Take twenty-five kids, stick them in a room for six hours, five days a week and expect them to get along. Ah, school! No wonder this is the place many of us experience our first social difficulties. Inevitable personality clashes, however, are different from the deliberate meanness of bullying.
There are so many places at school (classrooms, hallways, playgrounds, buses) and so many victims to choose from, it’s no wonder school is a bully’s ideal arena. Administrators, teachers, and bus drivers (aside from the few who are perpetrators themselves) try hard to curtail bullying. But we know teachers can’t be everywhere or see everything, so here are a few ideas to help:
1) Assign partners and seatmates instead of having children choose their own. The child left without a partner might as well have “next victim” stamped on his forehead. And varied seatmates can cultivate friendships and tolerance.
2) Avoid giving students power over other students. Some students will abuse the power and become bullies, while others will be marked as “teacher’s pet” for future social bullying.
3) Watch for children who don’t want to go outside at recess, or who linger or bolt at home time. Find out the reason for their behaviour.
4) Believe children who complain of bullying and act accordingly.
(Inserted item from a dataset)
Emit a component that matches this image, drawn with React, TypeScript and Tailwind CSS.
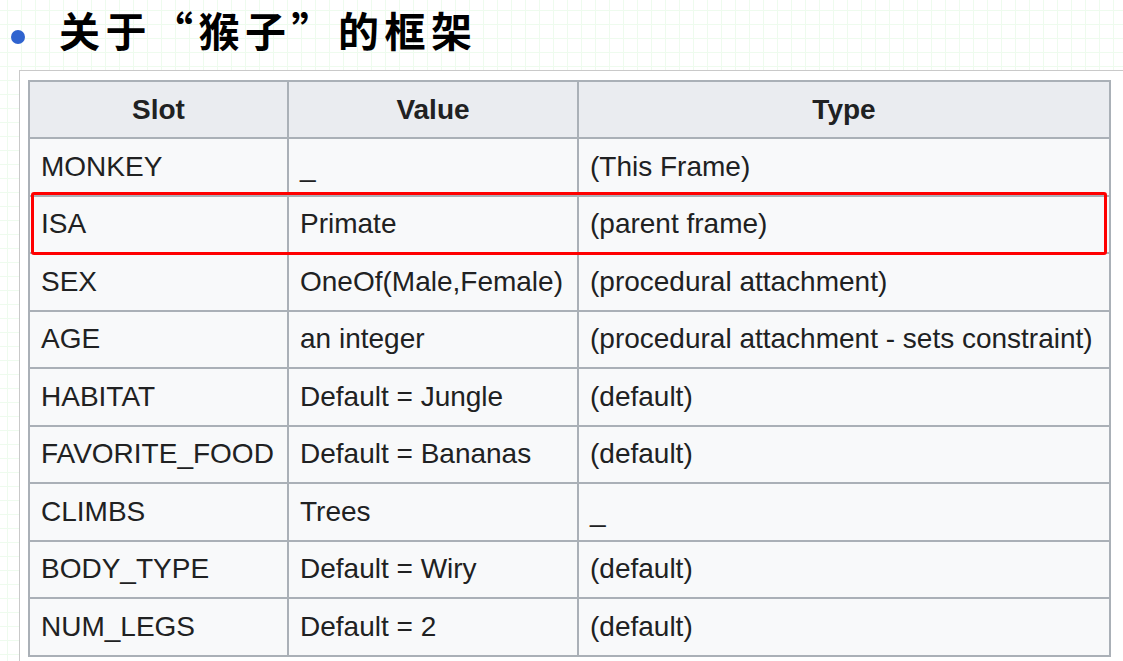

Parents can help by showing respect for the difficult roles teachers and administrators play and working with them to reduce bullying.
My first experience with a would-be bully was on the school bus. He wound his fingers through my hair and said he would keep pulling until I swore, which I wouldn’t do. When my mom learned of this, she called the school. With the help of administrators, the bus driver, and the boy’s parents, I wasn’t bothered again.
It may be cliché, but working together, we really can make a difference.